▸ **STATED TASK**:
Reproduce all of the data below without alteration; exclude every picture.

******

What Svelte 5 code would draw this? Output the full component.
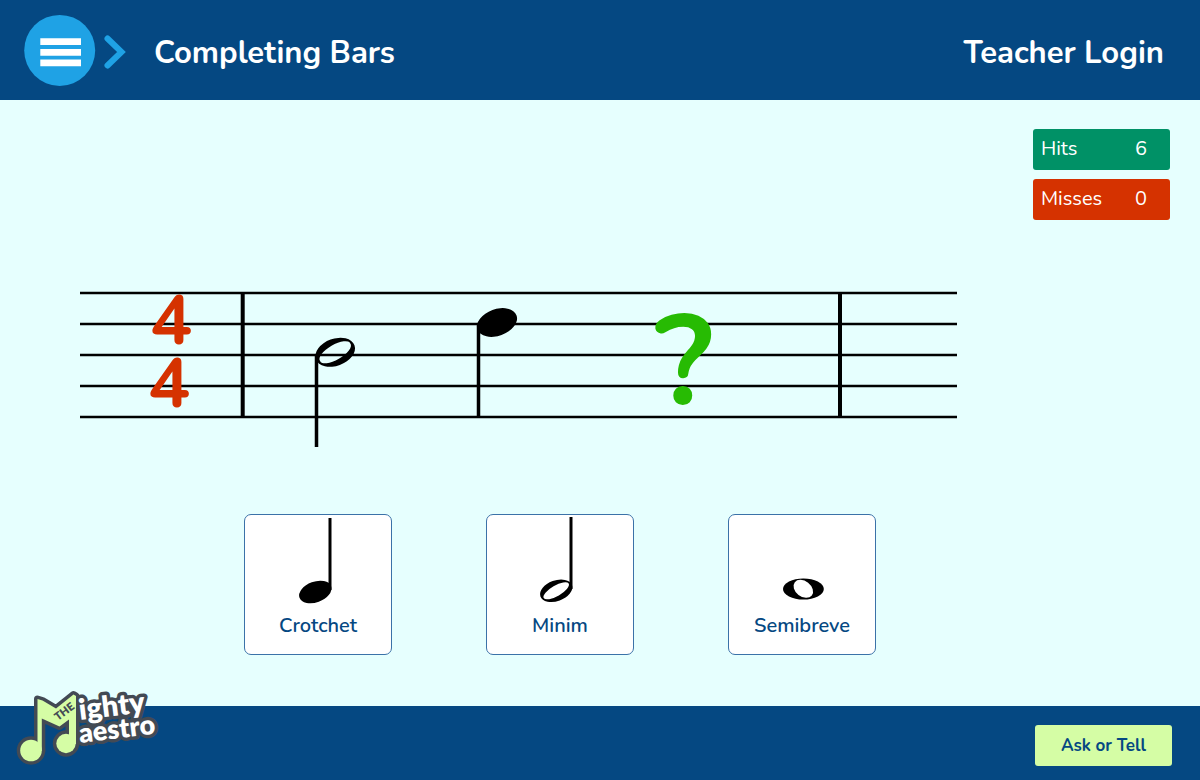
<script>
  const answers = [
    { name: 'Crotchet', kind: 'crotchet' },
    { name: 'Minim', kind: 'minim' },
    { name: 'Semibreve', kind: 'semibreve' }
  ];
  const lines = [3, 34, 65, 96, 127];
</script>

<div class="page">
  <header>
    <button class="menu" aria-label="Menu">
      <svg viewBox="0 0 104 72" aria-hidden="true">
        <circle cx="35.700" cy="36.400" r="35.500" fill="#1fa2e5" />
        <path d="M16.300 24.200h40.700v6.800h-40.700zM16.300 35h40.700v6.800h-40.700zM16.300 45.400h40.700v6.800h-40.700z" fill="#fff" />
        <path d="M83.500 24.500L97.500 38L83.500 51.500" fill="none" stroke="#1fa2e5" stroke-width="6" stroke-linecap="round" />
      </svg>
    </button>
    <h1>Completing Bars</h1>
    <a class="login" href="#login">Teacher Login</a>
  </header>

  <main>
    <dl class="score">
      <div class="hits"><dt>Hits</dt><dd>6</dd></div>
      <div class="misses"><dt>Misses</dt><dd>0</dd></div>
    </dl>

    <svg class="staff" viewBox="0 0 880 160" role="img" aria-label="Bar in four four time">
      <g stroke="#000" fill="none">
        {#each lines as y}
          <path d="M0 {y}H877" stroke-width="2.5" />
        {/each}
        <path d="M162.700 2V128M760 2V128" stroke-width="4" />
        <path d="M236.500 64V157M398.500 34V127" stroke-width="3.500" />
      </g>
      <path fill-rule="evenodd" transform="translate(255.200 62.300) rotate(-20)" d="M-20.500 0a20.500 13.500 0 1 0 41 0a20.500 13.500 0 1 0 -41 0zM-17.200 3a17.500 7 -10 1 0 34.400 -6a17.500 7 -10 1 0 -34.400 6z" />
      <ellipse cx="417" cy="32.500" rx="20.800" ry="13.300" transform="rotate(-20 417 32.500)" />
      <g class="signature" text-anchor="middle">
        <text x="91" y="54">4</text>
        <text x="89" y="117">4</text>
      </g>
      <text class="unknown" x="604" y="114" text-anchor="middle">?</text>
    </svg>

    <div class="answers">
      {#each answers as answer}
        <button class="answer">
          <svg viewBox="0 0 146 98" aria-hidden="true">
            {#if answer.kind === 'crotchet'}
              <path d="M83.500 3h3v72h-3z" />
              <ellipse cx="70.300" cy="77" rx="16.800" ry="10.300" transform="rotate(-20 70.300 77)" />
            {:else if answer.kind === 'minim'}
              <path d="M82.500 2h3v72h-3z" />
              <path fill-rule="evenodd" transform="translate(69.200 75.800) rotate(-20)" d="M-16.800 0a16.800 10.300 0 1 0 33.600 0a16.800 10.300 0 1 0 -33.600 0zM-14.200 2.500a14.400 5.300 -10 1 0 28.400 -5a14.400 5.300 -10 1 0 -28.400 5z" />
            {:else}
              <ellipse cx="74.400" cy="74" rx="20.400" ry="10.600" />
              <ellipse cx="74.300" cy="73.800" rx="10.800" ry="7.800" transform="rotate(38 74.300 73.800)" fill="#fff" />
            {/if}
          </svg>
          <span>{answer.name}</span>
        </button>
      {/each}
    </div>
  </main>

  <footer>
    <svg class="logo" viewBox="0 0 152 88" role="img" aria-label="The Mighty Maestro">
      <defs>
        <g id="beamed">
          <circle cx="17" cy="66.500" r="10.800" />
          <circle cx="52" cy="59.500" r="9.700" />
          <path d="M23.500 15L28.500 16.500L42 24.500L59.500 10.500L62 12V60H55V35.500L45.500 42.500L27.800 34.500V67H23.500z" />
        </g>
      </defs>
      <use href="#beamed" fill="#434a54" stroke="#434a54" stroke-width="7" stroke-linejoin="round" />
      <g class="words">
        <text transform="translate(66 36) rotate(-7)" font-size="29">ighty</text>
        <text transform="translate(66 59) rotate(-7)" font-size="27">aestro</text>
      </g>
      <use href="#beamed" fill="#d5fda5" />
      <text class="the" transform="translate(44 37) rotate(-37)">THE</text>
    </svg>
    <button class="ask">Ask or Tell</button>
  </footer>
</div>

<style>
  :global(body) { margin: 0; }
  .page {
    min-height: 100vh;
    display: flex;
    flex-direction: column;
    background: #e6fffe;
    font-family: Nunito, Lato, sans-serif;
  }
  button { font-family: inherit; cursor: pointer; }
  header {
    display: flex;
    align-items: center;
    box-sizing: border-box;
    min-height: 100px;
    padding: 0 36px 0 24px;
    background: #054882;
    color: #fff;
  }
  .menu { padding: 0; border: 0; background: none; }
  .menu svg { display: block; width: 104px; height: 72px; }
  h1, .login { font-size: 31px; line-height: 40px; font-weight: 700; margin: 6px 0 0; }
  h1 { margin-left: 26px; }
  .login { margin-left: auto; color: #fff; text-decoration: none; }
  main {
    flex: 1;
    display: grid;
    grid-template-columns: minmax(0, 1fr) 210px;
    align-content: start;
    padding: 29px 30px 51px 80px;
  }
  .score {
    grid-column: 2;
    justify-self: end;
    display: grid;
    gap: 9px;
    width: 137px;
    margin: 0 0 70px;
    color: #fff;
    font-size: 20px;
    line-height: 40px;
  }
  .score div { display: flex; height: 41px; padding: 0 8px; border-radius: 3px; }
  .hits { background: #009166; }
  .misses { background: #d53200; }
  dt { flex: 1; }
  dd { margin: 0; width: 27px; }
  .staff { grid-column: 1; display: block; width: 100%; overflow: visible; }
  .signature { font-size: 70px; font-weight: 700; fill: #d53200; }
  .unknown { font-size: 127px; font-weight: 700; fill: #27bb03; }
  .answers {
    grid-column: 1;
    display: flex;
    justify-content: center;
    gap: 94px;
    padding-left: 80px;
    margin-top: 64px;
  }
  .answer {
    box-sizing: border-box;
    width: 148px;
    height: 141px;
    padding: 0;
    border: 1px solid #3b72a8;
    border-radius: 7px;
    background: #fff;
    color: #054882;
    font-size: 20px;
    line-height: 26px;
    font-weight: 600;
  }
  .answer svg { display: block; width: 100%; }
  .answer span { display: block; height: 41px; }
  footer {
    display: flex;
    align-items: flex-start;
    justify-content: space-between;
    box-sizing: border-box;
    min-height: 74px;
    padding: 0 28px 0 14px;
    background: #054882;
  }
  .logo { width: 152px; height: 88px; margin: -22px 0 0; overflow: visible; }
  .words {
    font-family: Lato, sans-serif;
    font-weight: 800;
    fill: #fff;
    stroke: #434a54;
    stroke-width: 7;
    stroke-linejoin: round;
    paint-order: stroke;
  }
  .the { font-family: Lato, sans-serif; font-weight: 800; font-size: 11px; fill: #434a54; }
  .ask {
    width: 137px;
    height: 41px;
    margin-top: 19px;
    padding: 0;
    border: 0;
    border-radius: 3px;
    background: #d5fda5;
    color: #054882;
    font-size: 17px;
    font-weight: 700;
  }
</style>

******

▸ **THE SOLUTION**:
What Svelte 5 code would draw this? Output the full component.
<script>
  const answers = [
    { name: 'Crotchet', kind: 'crotchet' },
    { name: 'Minim', kind: 'minim' },
    { name: 'Semibreve', kind: 'semibreve' }
  ];
  const lines = [3, 34, 65, 96, 127];
</script>

<div class="page">
  <header>
    <button class="menu" aria-label="Menu">
      <svg viewBox="0 0 104 72" aria-hidden="true">
        <circle cx="35.700" cy="36.400" r="35.500" fill="#1fa2e5" />
        <path d="M16.300 24.200h40.700v6.800h-40.700zM16.300 35h40.700v6.800h-40.700zM16.300 45.400h40.700v6.800h-40.700z" fill="#fff" />
        <path d="M83.500 24.500L97.500 38L83.500 51.500" fill="none" stroke="#1fa2e5" stroke-width="6" stroke-linecap="round" />
      </svg>
    </button>
    <h1>Completing Bars</h1>
    <a class="login" href="#login">Teacher Login</a>
  </header>

  <main>
    <dl class="score">
      <div class="hits"><dt>Hits</dt><dd>6</dd></div>
      <div class="misses"><dt>Misses</dt><dd>0</dd></div>
    </dl>

    <svg class="staff" viewBox="0 0 880 160" role="img" aria-label="Bar in four four time">
      <g stroke="#000" fill="none">
        {#each lines as y}
          <path d="M0 {y}H877" stroke-width="2.5" />
        {/each}
        <path d="M162.700 2V128M760 2V128" stroke-width="4" />
        <path d="M236.500 64V157M398.500 34V127" stroke-width="3.500" />
      </g>
      <path fill-rule="evenodd" transform="translate(255.200 62.300) rotate(-20)" d="M-20.500 0a20.500 13.500 0 1 0 41 0a20.500 13.500 0 1 0 -41 0zM-17.200 3a17.500 7 -10 1 0 34.400 -6a17.500 7 -10 1 0 -34.400 6z" />
      <ellipse cx="417" cy="32.500" rx="20.800" ry="13.300" transform="rotate(-20 417 32.500)" />
      <g class="signature" text-anchor="middle">
        <text x="91" y="54">4</text>
        <text x="89" y="117">4</text>
      </g>
      <text class="unknown" x="604" y="114" text-anchor="middle">?</text>
    </svg>

    <div class="answers">
      {#each answers as answer}
        <button class="answer">
          <svg viewBox="0 0 146 98" aria-hidden="true">
            {#if answer.kind === 'crotchet'}
              <path d="M83.500 3h3v72h-3z" />
              <ellipse cx="70.300" cy="77" rx="16.800" ry="10.300" transform="rotate(-20 70.300 77)" />
            {:else if answer.kind === 'minim'}
              <path d="M82.500 2h3v72h-3z" />
              <path fill-rule="evenodd" transform="translate(69.200 75.800) rotate(-20)" d="M-16.800 0a16.800 10.300 0 1 0 33.600 0a16.800 10.300 0 1 0 -33.600 0zM-14.200 2.500a14.400 5.300 -10 1 0 28.400 -5a14.400 5.300 -10 1 0 -28.400 5z" />
            {:else}
              <ellipse cx="74.400" cy="74" rx="20.400" ry="10.600" />
              <ellipse cx="74.300" cy="73.800" rx="10.800" ry="7.800" transform="rotate(38 74.300 73.800)" fill="#fff" />
            {/if}
          </svg>
          <span>{answer.name}</span>
        </button>
      {/each}
    </div>
  </main>

  <footer>
    <svg class="logo" viewBox="0 0 152 88" role="img" aria-label="The Mighty Maestro">
      <defs>
        <g id="beamed">
          <circle cx="17" cy="66.500" r="10.800" />
          <circle cx="52" cy="59.500" r="9.700" />
          <path d="M23.500 15L28.500 16.500L42 24.500L59.500 10.500L62 12V60H55V35.500L45.500 42.500L27.800 34.500V67H23.500z" />
        </g>
      </defs>
      <use href="#beamed" fill="#434a54" stroke="#434a54" stroke-width="7" stroke-linejoin="round" />
      <g class="words">
        <text transform="translate(66 36) rotate(-7)" font-size="29">ighty</text>
        <text transform="translate(66 59) rotate(-7)" font-size="27">aestro</text>
      </g>
      <use href="#beamed" fill="#d5fda5" />
      <text class="the" transform="translate(44 37) rotate(-37)">THE</text>
    </svg>
    <button class="ask">Ask or Tell</button>
  </footer>
</div>

<style>
  :global(body) { margin: 0; }
  .page {
    min-height: 100vh;
    display: flex;
    flex-direction: column;
    background: #e6fffe;
    font-family: Nunito, Lato, sans-serif;
  }
  button { font-family: inherit; cursor: pointer; }
  header {
    display: flex;
    align-items: center;
    box-sizing: border-box;
    min-height: 100px;
    padding: 0 36px 0 24px;
    background: #054882;
    color: #fff;
  }
  .menu { padding: 0; border: 0; background: none; }
  .menu svg { display: block; width: 104px; height: 72px; }
  h1, .login { font-size: 31px; line-height: 40px; font-weight: 700; margin: 6px 0 0; }
  h1 { margin-left: 26px; }
  .login { margin-left: auto; color: #fff; text-decoration: none; }
  main {
    flex: 1;
    display: grid;
    grid-template-columns: minmax(0, 1fr) 210px;
    align-content: start;
    padding: 29px 30px 51px 80px;
  }
  .score {
    grid-column: 2;
    justify-self: end;
    display: grid;
    gap: 9px;
    width: 137px;
    margin: 0 0 70px;
    color: #fff;
    font-size: 20px;
    line-height: 40px;
  }
  .score div { display: flex; height: 41px; padding: 0 8px; border-radius: 3px; }
  .hits { background: #009166; }
  .misses { background: #d53200; }
  dt { flex: 1; }
  dd { margin: 0; width: 27px; }
  .staff { grid-column: 1; display: block; width: 100%; overflow: visible; }
  .signature { font-size: 70px; font-weight: 700; fill: #d53200; }
  .unknown { font-size: 127px; font-weight: 700; fill: #27bb03; }
  .answers {
    grid-column: 1;
    display: flex;
    justify-content: center;
    gap: 94px;
    padding-left: 80px;
    margin-top: 64px;
  }
  .answer {
    box-sizing: border-box;
    width: 148px;
    height: 141px;
    padding: 0;
    border: 1px solid #3b72a8;
    border-radius: 7px;
    background: #fff;
    color: #054882;
    font-size: 20px;
    line-height: 26px;
    font-weight: 600;
  }
  .answer svg { display: block; width: 100%; }
  .answer span { display: block; height: 41px; }
  footer {
    display: flex;
    align-items: flex-start;
    justify-content: space-between;
    box-sizing: border-box;
    min-height: 74px;
    padding: 0 28px 0 14px;
    background: #054882;
  }
  .logo { width: 152px; height: 88px; margin: -22px 0 0; overflow: visible; }
  .words {
    font-family: Lato, sans-serif;
    font-weight: 800;
    fill: #fff;
    stroke: #434a54;
    stroke-width: 7;
    stroke-linejoin: round;
    paint-order: stroke;
  }
  .the { font-family: Lato, sans-serif; font-weight: 800; font-size: 11px; fill: #434a54; }
  .ask {
    width: 137px;
    height: 41px;
    margin-top: 19px;
    padding: 0;
    border: 0;
    border-radius: 3px;
    background: #d5fda5;
    color: #054882;
    font-size: 17px;
    font-weight: 700;
  }
</style>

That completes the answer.